Find each line with the word "screenshot" and state how many there are, nothing more.

----- Source material

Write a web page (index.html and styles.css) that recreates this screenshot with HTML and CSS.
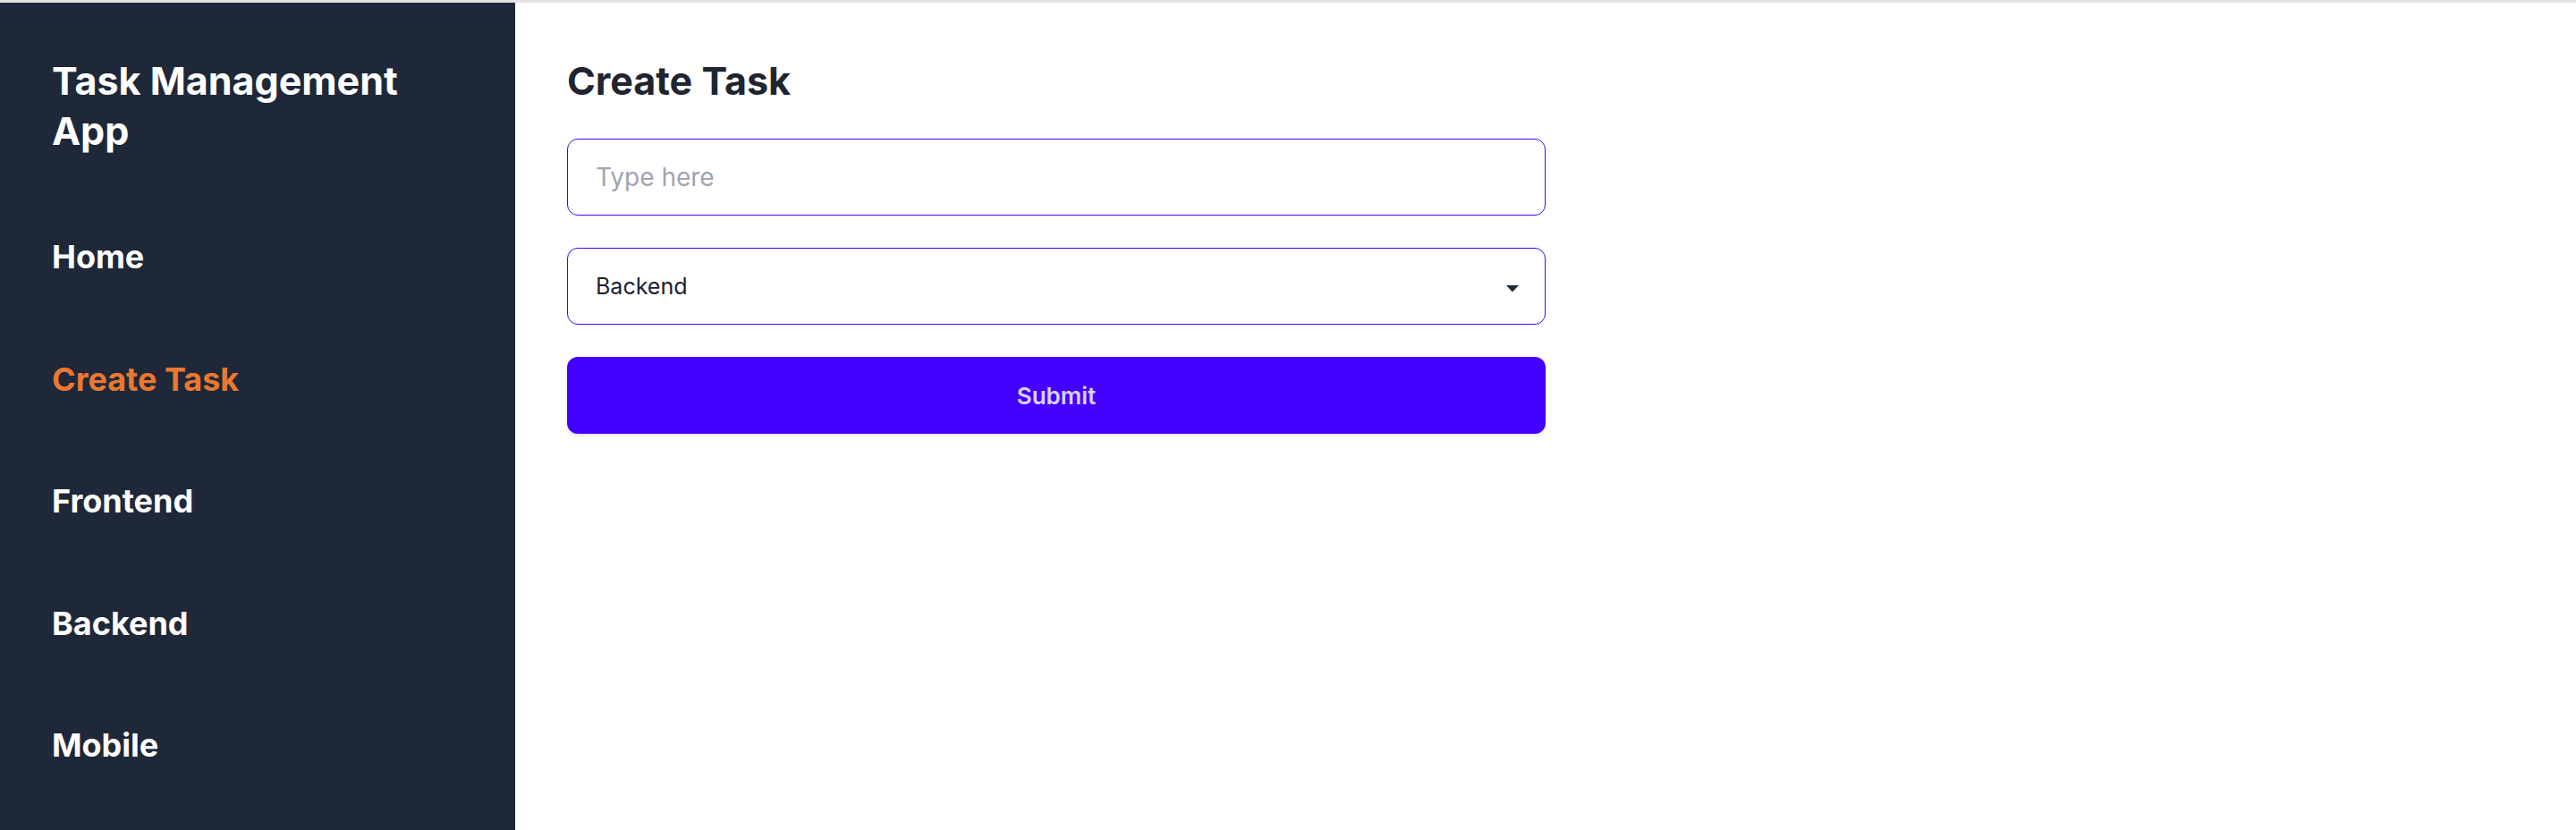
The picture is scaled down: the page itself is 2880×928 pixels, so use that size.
FILE: index.html
```html
<!DOCTYPE html>
<html lang="en">
<head>
<meta charset="utf-8">
<title>Task Management App</title>
<link rel="stylesheet" href="styles.css">
</head>
<body>
<div class="page">
  <aside class="sidebar">
    <h1 class="brand">Task Management App</h1>
    <nav class="nav">
      <a class="nav-link" href="#">Home</a>
      <a class="nav-link active" href="#">Create Task</a>
      <a class="nav-link" href="#">Frontend</a>
      <a class="nav-link" href="#">Backend</a>
      <a class="nav-link" href="#">Mobile</a>
    </nav>
  </aside>
  <main class="main">
    <h2 class="title">Create Task</h2>
    <form class="form">
      <input class="field" type="text" placeholder="Type here">
      <div class="select-wrap">
        <select class="field select">
          <option>Backend</option>
          <option>Frontend</option>
          <option>Mobile</option>
        </select>
        <svg class="caret" width="14" height="8" viewBox="0 0 14 8" aria-hidden="true"><path d="M0 0H14L7 7.5Z" fill="#1f2937"/></svg>
      </div>
      <button class="submit" type="button">Submit</button>
    </form>
  </main>
</div>
</body>
</html>
```
FILE: styles.css
```css
* { box-sizing: border-box; }
html, body { margin: 0; padding: 0; height: 100%; }
body {
  font-family: "Inter", "Noto Sans", sans-serif;
  background: #ffffff;
  color: #1f2937;
}
.page {
  display: flex;
  min-height: 100vh;
  border-top: 3px solid #e3e3e3;
}
.sidebar {
  width: 576px;
  flex: 0 0 576px;
  background: #1f2838;
  padding: 59px 40px 0 58px;
  display: flex;
  flex-direction: column;
}
.brand {
  margin: 0 0 86px;
  font-size: 43px;
  line-height: 56px;
  font-weight: 700;
  color: #ffffff;
  max-width: 400px;
}
.nav {
  display: flex;
  flex-direction: column;
  gap: 82.5px;
}
.nav-link {
  font-size: 36px;
  line-height: 54px;
  font-weight: 700;
  color: #ffffff;
  text-decoration: none;
}
.nav-link.active { color: #ea7830; }
.main {
  flex: 1;
  padding: 59px 0 0 58px;
}
.title {
  margin: 0 0 37px;
  font-size: 43px;
  line-height: 56px;
  font-weight: 700;
  color: #1f2530;
}
.form {
  width: 1094px;
  display: flex;
  flex-direction: column;
  gap: 36px;
}
.field {
  width: 100%;
  height: 86px;
  border: 1.5px solid #4400ff;
  border-radius: 12px;
  padding: 0 31px;
  background: #ffffff;
  font-family: "Inter", "Noto Sans", sans-serif;
  font-size: 28px;
  color: #1f2937;
  outline: none;
}
.field::placeholder { color: #9fa5b0; }
.select-wrap { position: relative; }
.select {
  -webkit-appearance: none;
  appearance: none;
  font-size: 25px;
  color: #1a202c;
}
.caret {
  position: absolute;
  right: 30px;
  top: 42px;
  pointer-events: none;
}
.submit {
  height: 86px;
  border: none;
  border-radius: 12px;
  background: #4400ff;
  color: #d8d3ff;
  font-family: "Inter", "Noto Sans", sans-serif;
  font-size: 26px;
  font-weight: 600;
  box-shadow: 0 2px 4px rgba(0, 0, 0, 0.12);
  cursor: pointer;
}
```
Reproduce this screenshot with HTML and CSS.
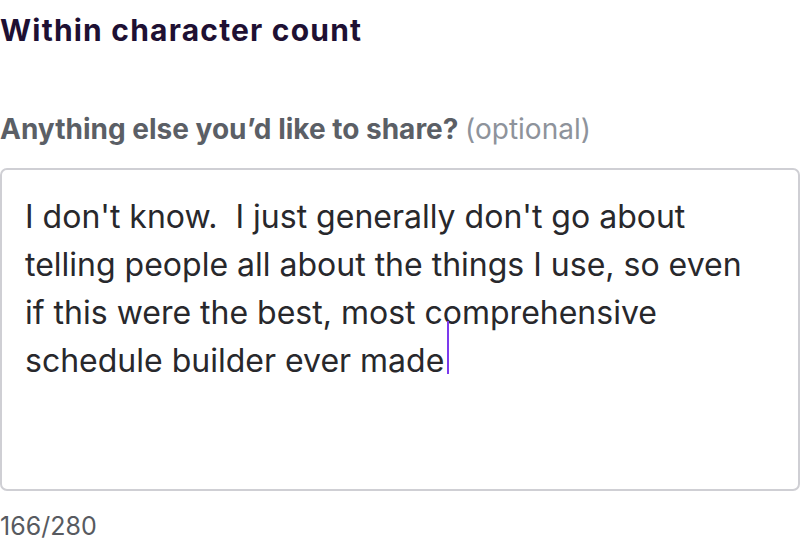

----------

§ **The solution**
2